# TO BE DONE
Leave out the pictures and retype only the lines from the opening line to the line that holds "const raised = 'bg-[#d4d0c8]", both ends included.

* * *

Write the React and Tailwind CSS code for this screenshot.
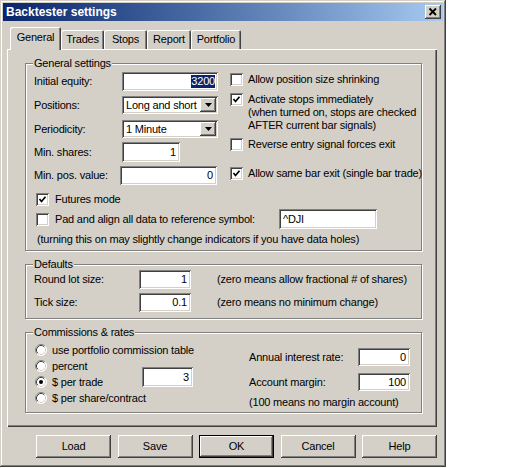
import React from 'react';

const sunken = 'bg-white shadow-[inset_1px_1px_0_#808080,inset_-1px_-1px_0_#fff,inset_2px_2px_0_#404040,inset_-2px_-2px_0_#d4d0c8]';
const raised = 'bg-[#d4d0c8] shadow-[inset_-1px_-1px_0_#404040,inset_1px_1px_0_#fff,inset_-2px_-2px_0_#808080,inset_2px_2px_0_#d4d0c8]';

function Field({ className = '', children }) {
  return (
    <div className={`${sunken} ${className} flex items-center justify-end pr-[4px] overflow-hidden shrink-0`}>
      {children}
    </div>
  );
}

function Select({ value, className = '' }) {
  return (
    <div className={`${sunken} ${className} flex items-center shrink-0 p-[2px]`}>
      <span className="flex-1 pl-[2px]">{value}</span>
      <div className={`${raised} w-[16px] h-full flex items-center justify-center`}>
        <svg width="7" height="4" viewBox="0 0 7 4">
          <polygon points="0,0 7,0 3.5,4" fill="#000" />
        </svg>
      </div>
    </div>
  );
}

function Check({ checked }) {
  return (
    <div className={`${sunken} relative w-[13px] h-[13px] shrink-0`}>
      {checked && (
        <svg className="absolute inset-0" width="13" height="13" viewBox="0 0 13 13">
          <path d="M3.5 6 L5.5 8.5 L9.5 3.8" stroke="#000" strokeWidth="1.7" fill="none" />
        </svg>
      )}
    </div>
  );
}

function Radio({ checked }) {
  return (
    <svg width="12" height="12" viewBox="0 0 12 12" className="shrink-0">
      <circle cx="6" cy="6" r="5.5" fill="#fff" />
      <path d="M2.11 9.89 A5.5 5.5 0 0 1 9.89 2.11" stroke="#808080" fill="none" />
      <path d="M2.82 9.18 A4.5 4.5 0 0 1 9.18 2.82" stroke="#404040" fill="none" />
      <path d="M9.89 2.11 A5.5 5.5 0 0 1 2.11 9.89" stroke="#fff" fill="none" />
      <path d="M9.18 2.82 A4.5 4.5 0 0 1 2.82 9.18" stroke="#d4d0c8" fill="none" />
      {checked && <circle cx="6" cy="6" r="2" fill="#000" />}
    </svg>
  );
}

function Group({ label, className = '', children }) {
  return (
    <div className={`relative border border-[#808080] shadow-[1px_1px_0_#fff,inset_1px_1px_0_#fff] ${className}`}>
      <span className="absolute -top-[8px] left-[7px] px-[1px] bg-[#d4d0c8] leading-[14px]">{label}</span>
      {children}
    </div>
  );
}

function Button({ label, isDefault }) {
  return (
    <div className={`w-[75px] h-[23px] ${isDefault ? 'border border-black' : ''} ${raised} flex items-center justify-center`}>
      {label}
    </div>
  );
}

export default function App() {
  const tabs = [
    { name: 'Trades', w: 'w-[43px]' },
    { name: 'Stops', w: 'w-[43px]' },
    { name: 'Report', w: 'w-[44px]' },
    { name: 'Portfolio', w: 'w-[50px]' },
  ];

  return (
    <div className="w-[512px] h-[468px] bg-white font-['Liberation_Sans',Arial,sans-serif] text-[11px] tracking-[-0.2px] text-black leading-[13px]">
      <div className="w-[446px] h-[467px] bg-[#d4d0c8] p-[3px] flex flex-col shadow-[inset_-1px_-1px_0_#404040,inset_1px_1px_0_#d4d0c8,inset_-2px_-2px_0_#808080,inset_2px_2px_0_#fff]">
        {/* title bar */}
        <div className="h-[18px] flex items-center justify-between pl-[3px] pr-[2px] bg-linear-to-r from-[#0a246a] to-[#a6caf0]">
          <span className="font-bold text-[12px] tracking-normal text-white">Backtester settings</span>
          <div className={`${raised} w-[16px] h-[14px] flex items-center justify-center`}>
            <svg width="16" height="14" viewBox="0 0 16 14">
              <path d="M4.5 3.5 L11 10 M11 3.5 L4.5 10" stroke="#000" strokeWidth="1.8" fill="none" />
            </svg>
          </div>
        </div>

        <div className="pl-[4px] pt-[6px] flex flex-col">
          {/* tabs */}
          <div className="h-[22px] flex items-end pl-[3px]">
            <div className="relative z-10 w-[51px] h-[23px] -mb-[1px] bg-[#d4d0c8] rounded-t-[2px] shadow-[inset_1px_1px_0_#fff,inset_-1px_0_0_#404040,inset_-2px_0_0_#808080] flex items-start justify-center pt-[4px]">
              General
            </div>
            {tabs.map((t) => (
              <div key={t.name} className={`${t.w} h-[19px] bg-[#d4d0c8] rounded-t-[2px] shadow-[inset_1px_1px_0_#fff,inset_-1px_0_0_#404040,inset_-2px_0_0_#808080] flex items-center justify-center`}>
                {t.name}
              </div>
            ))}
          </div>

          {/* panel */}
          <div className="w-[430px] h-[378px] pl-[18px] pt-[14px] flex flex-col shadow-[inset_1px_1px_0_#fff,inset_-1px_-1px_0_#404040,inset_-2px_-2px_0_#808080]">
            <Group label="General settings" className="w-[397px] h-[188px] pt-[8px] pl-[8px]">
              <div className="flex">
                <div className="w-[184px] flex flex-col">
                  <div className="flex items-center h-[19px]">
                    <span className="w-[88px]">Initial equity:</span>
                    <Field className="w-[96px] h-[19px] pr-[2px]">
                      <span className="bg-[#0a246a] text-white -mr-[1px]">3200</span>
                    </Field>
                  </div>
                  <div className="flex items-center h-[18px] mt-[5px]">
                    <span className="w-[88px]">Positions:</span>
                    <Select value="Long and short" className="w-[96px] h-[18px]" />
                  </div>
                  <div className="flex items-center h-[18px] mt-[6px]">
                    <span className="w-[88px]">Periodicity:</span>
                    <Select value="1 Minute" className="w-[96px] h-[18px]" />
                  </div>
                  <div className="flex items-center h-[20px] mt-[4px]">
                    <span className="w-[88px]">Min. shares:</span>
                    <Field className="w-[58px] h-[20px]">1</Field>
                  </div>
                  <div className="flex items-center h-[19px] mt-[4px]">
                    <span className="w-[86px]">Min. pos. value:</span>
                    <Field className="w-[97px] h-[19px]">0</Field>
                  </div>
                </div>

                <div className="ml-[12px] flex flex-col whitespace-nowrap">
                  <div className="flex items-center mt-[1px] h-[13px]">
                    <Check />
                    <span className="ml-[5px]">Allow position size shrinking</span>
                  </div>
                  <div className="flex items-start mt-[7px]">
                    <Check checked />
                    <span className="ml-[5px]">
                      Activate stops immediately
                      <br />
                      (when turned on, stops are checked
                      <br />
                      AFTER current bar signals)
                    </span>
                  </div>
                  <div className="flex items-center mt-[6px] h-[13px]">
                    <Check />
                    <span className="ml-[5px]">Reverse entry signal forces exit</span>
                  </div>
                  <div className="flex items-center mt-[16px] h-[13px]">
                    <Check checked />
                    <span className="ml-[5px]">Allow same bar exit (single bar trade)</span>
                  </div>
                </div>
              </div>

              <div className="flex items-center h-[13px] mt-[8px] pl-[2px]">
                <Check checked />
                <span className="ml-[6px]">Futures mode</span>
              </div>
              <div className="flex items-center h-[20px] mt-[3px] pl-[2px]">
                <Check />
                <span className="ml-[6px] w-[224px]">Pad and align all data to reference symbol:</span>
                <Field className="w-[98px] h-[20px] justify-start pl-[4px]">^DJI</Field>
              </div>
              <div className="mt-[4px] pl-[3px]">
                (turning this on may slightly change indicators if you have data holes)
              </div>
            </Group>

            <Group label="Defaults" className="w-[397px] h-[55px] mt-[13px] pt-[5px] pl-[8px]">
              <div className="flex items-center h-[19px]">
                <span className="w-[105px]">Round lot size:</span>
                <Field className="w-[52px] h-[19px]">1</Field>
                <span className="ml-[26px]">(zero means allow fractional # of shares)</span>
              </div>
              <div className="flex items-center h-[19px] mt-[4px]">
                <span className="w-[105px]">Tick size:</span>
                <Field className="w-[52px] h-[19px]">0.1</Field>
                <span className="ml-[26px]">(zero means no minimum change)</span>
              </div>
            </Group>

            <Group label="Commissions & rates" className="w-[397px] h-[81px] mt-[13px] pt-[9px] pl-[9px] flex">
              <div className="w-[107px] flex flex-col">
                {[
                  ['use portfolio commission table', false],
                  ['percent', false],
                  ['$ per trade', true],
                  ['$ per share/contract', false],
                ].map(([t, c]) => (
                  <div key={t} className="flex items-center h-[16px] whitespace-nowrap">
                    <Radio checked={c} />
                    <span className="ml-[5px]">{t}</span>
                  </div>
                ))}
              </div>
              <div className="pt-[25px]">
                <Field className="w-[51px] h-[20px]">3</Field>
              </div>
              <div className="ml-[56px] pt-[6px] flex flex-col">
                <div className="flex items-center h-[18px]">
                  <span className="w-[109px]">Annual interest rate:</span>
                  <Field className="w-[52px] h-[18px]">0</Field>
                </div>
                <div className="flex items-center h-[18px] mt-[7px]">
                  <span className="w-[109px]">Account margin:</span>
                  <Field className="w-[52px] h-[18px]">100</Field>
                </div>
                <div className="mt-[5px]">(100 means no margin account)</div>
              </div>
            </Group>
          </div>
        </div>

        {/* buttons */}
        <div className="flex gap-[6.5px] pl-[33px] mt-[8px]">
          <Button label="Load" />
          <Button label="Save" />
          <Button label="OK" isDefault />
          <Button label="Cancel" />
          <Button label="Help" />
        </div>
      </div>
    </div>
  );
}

* * *

# ANSWER TO THIS EXERCISE
Write the React and Tailwind CSS code for this screenshot.
import React from 'react';

const sunken = 'bg-white shadow-[inset_1px_1px_0_#808080,inset_-1px_-1px_0_#fff,inset_2px_2px_0_#404040,inset_-2px_-2px_0_#d4d0c8]';
const raised = 'bg-[#d4d0c8] shadow-[inset_-1px_-1px_0_#404040,inset_1px_1px_0_#fff,inset_-2px_-2px_0_#808080,inset_2px_2px_0_#d4d0c8]';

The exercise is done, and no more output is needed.